Selain subyek Jawa memiliki otonomi mengolah makna dan menyelaraskan dengan situasi mental-intelektualnya, istilah-istilah yang diserap secara bebas dari bahasa apapun, lalu memiliki kemerdekaan maknanya sendiri. Di Jawa, ‘wahyu’ tidak harus ada hubungannya dengan pesan-pesan profetik, dan apalagi hanya secara eksklusif diterima oleh seorang Nabi atau Rasul.

‘Wahyu’ diartikan sebagai petunjuk atau firman Tuhan kepada Nabi dan Rasul, merupakan pembakuan dalam bahasa Indonesia, dengan segenap kedangkalan-pendangkalannya. Bahkan, tradisi Arab pun tidak memaknai istilah tersebut dengan cara sepragmatis itu. Kita semua perlu mencari tahu, bagaimana proses pendangkalan tersebut bisa terjadi dalam bahasa Indonesia.

Beruntung karena penggunaan istilah ‘wahyu’ dalam bahasa Jawa, masih bertahan sebagai kekayaan linguistik, dengan sedikit distorsi akibat pengaruh bahasa Indonesia. Salah satu yang membuatnya masih lestari, karena percakapan harian dan proses pengawetan melalui lakon pewayangan. Ada banyak lakon wayang menggunakan konsep ‘wahyu,’ tetapi salah satu yang paling populer adalah Makuțārama.

Wahyu, Kawruh

Sejauh merujuk lakon-lakon pewayangan, penggunaan istilah wahyu memiliki spektrum makna yang kaya. Dan, makna-makna itu bisa bersifat ambivalen, bahkan saling berlawanan antara satu dan lainnya. Bila menghadirkan Makuțārama saja sebagai contohnya, maka segera kita akan mendapatkan spektrum yang kaya itu, sekaligus ambivalensinya.

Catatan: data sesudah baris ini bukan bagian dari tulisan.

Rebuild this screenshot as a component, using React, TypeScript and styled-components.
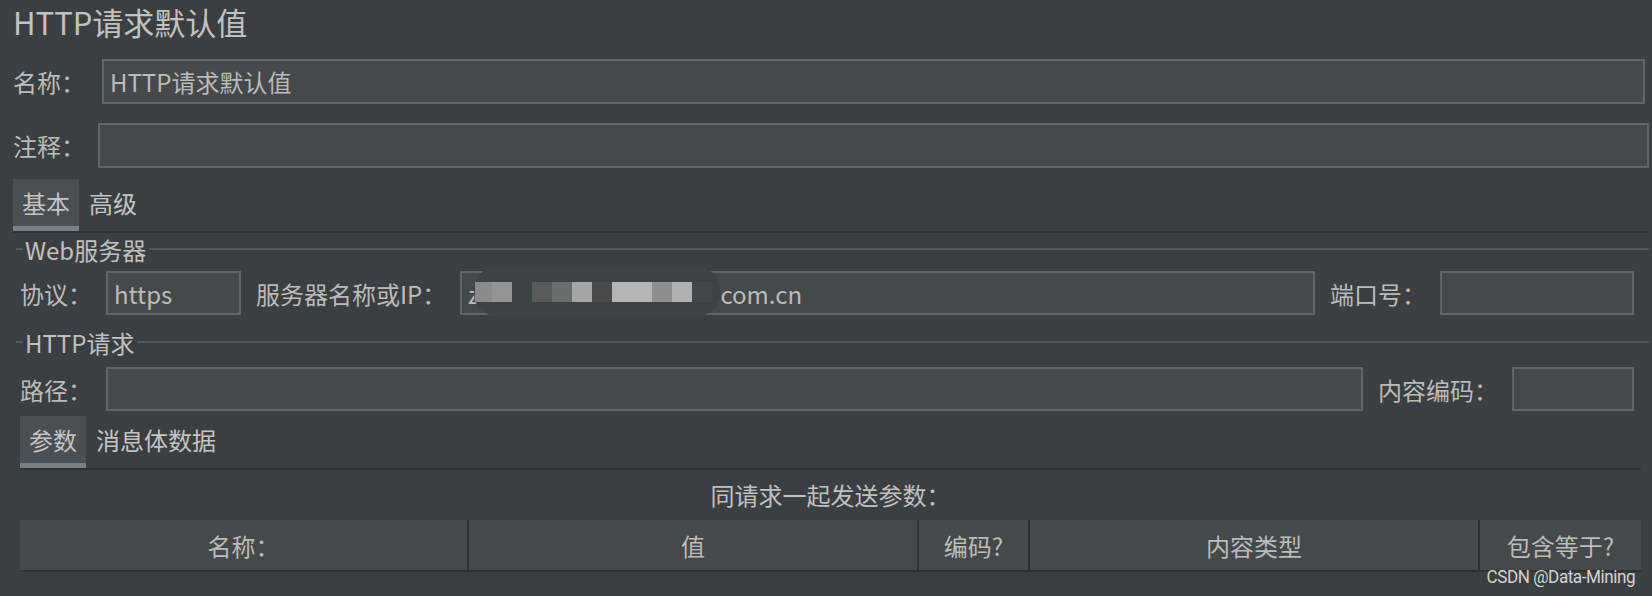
import React from 'react';
import styled, { createGlobalStyle } from 'styled-components';

const GlobalStyle = createGlobalStyle`
  html, body {
    margin: 0;
    padding: 0;
    background: #3c3f41;
  }
  body {
    font-family: "Noto Sans CJK SC", "Noto Sans", sans-serif;
    color: #bbbbbb;
  }
`;

const Page = styled.div`
  position: relative;
  width: 1652px;
  height: 596px;
  overflow: hidden;
  background: #3c3f41;
  box-sizing: border-box;
  padding-left: 13px;
`;

const Title = styled.div`
  box-sizing: border-box;
  height: 41px;
  padding-top: 3px;
  line-height: 38px;
  font-size: 31px;
  color: #c2c2c2;
  white-space: nowrap;
`;

const Row = styled.div<{ $top?: number; $right: number; $left?: number }>`
  display: flex;
  align-items: center;
  margin-top: ${p => p.$top ?? 0}px;
  margin-right: ${p => p.$right}px;
  margin-left: ${p => p.$left ?? 0}px;
`;

const Label = styled.div<{ $w: number; $gap?: number }>`
  box-sizing: border-box;
  flex: 0 0 ${p => p.$w}px;
  padding-left: ${p => p.$gap ?? 0}px;
  font-size: 24px;
  white-space: nowrap;
  color: #bbbbbb;
`;

const Field = styled.div<{ $w?: number; $h?: number }>`
  position: relative;
  box-sizing: border-box;
  ${p => (p.$w ? `flex: 0 0 ${p.$w}px;` : 'flex: 1;')}
  height: ${p => p.$h ?? 44}px;
  background: #45494a;
  border: 2px solid #646464;
  display: flex;
  align-items: center;
  padding-left: 6px;
  font-size: 24px;
  color: #bbbbbb;
  white-space: nowrap;
`;

const TabBar = styled.div<{ $top: number; $right: number; $left?: number }>`
  display: flex;
  margin-top: ${p => p.$top}px;
  margin-right: ${p => p.$right}px;
  margin-left: ${p => p.$left ?? 0}px;
  border-bottom: 2px solid #2f3133;
`;

const Tab = styled.div<{ $active?: boolean }>`
  box-sizing: border-box;
  height: 52px;
  padding: 0 9px 0 ${p => (p.$active ? 9 : 10)}px;
  display: flex;
  align-items: center;
  font-size: 24px;
  color: #c4c4c4;
  background: ${p => (p.$active ? '#4b4f52' : 'transparent')};
  border-bottom: 5px solid ${p => (p.$active ? '#7a7f87' : 'transparent')};
`;

const Legend = styled.div<{ $top: number }>`
  display: flex;
  align-items: center;
  margin-top: ${p => p.$top}px;
  margin-left: 3px;
  margin-right: 3px;
  height: 26px;
  font-size: 24px;
  color: #c0c0c0;

  &::before {
    content: '';
    width: 7px;
    height: 2px;
    background: #54575a;
  }
  &::after {
    content: '';
    flex: 1;
    height: 2px;
    background: #54575a;
  }
`;

const LegendText = styled.span`
  padding: 0 3px 0 2px;
`;

const Mosaic = styled.div`
  position: absolute;
  left: 12px;
  top: -6px;
  width: 246px;
  height: 49px;
  border-radius: 22px;
  background: #3f4243;
  display: flex;
  align-items: center;
  padding-left: 1px;
  box-sizing: border-box;
`;

const Cell = styled.span<{ $c: string; $w?: number }>`
  width: ${p => p.$w ?? 20}px;
  height: 20px;
  background: ${p => p.$c};
`;

const Spacer = styled.span`
  display: inline-block;
  width: 241px;
`;

const Caption = styled.div`
  margin: 9px 11px 0 7px;
  height: 30px;
  display: flex;
  align-items: center;
  justify-content: center;
  font-size: 24px;
  color: #c0c0c0;
`;

const Table = styled.div`
  display: grid;
  grid-template-columns: 449px 450px 111px 450px 1fr;
  margin: 11px 11px 0 7px;
  height: 52px;
  box-sizing: border-box;
  border-bottom: 2px solid #2f3133;
`;

const HeadCell = styled.div<{ $last?: boolean }>`
  display: flex;
  align-items: center;
  justify-content: center;
  background: #45494a;
  font-size: 24px;
  color: #bbbbbb;
  border-right: ${p => (p.$last ? 'none' : '2px solid #2f3133')};
`;

const Watermark = styled.div`
  position: absolute;
  right: 17px;
  bottom: 8px;
  font-family: Roboto, "Liberation Sans", sans-serif;
  font-size: 19px;
  letter-spacing: -0.5px;
  color: #d2d2d2;
  transform: scaleX(0.9);
  transform-origin: right center;
`;

const mosaicCells: [string, number][] = [
  ['#8a8a8a', 17], ['#949494', 20], ['#3f4243', 20], ['#5a5a5a', 20], ['#6b6d6d', 20],
  ['#a5a5a5', 20], ['#4a4a4a', 20], ['#b4b4b4', 40], ['#8e8e8e', 20], ['#b0b0b0', 20],
  ['#444748', 20],
];

export default function App() {
  return (
    <>
      <GlobalStyle />
      <Page>
        <Title>HTTP请求默认值</Title>

        <Row $top={18} $right={7}>
          <Label $w={89}>名称：</Label>
          <Field $h={45}>HTTP请求默认值</Field>
        </Row>

        <Row $top={19} $right={3}>
          <Label $w={85}>注释：</Label>
          <Field $h={45} />
        </Row>

        <TabBar $top={11} $right={3}>
          <Tab $active>基本</Tab>
          <Tab>高级</Tab>
        </TabBar>

        <Legend $top={3}>
          <LegendText>Web服务器</LegendText>
        </Legend>

        <Row $top={9} $right={18} $left={7}>
          <Label $w={86}>协议：</Label>
          <Field $w={135}>https</Field>
          <Label $w={219} $gap={15}>服务器名称或IP：</Label>
          <Field>
            z<Spacer />com.cn
            <Mosaic>
              {mosaicCells.map(([c, w], i) => (
                <Cell key={i} $c={c} $w={w} />
              ))}
            </Mosaic>
          </Field>
          <Label $w={125} $gap={15}>端口号：</Label>
          <Field $w={194} />
        </Row>

        <Legend $top={14}>
          <LegendText>HTTP请求</LegendText>
        </Legend>

        <Row $top={12} $right={18} $left={7}>
          <Label $w={86}>路径：</Label>
          <Field />
          <Label $w={149} $gap={15}>内容编码：</Label>
          <Field $w={122} />
        </Row>

        <TabBar $top={5} $right={11} $left={7}>
          <Tab $active>参数</Tab>
          <Tab>消息体数据</Tab>
        </TabBar>

        <Caption>同请求一起发送参数：</Caption>

        <Table>
          <HeadCell>名称：</HeadCell>
          <HeadCell>值</HeadCell>
          <HeadCell>编码?</HeadCell>
          <HeadCell>内容类型</HeadCell>
          <HeadCell $last>包含等于?</HeadCell>
        </Table>

        <Watermark>CSDN @Data-Mining</Watermark>
      </Page>
    </>
  );
}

Semua pecinta wayang memahami bahwa, Makuțārama merupakan lakon carangan yang hampir semua dalang pernah memainkannya. Dikaitkan dengan ajaran asța-brāta yang wajib dimiliki oleh para raja. Seperti namanya, pada awalnya wahyu ini berwujud ‘mahkota’ yang dikaitkan dengan bhātara Rama. Sebagaimana wangsit yang diterima oleh Doryudhāna, raja Hastina, seorang raja akan menjadi sakti tanpa tandingan, bila memiliki ‘wahyu’ itu.

Sayangnya, Doryudhāna tidak mau memperjuangkannya sendiri. Sebaliknya, ia mengirm Karna untuk menjemput wahyu itu. Pada saat bersamaan ada Arjuna yang telah terlebih dahulu menempa diri, hidup berpantang, untuk menyambut turunnya ‘wahyu’ tersebut. Karna—saudara Pandawa itu, selain salah sangka, mengira bahwa Makuțārama adalah sebuah senjata, ia juga tidak berhak karena kualitas spiritual yang tidak setimpal.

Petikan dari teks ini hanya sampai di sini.